Wellness Sponsored by
The term “hormonal vulnerability” refers to the situation in which a woman’s body—and mind—react uncomfortably to her own hormones. Hormone problems tend to be subtle and, thus, frequently are misinterpreted as psychological when lab test results come back normal. The reason for this abnormality is not due to the hormones themselves, but how the individual woman’s body responds to them. Also, many females who consult doctors about symptoms due to hormonal vulnerability find that their concerns are not taken seriously, and they often are offered ineffective treatment options. As a result, many of them turn to nonmedical or alternative treatments for relief.
Hormonal conditions have dramatic effects on the skin and hair, in addition to impacting both physical and mental well-being. Indeed, a majority of clients who seek help from spa professionals do so because of hormonal vulnerability, although it is not usually recognized as the underlying cause. Professionals in these fields often find themselves assuming the role of an unofficial counselor or therapist regarding common female medical problems. Understanding prevalent female hormone problems can prove valuable for spa professionals. Although I do not suggest that anyone without medical training should presume to give specific medical advice to clients, I do believe that estheticians and other spa professionals can meet their clients’ needs better if they are informed about the problems that can result from hormonal vulnerability.
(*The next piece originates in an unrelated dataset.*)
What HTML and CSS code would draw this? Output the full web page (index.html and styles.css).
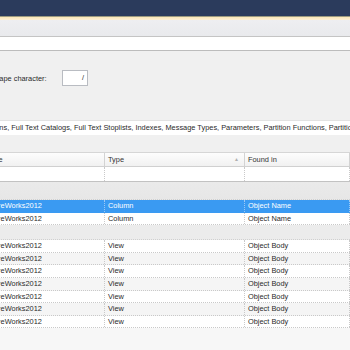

According to the author’s research, as many as 80% of women suddenly find that the hormones they previously were able to ignore have become a disruptive presence in their lives. This occurs most commonly between the mid-30s and mid-50s, although the problem can begin as early as the teen years and extend into the 60s. A number of hormonal difficulties tend to manifest concurrently so that, unfortunately, women who experience one symptom are likely to have several.
The many hormones in a woman’s body produce different effects, and hormonal vulnerability can influence four areas of life: appearance, physical well-being, emotions and sexuality.
Appearance. Many women have skin and hair that are overly sensitive to the effects of testosterone on the sebaceous glands and hair follicles. Among these vulnerable women, this hormone is the underlying cause of oily skin and acne, as well as hirsutism, or unwanted facial and body hair. Alopecia, or severe hair loss, before age 40 is most commonly due to a vulnerability to testosterone. When the onset is in the 40s and 50s, declining estrogen levels are the most frequent cause of thinning hair. Stress or poor nutrition rarely are to blame.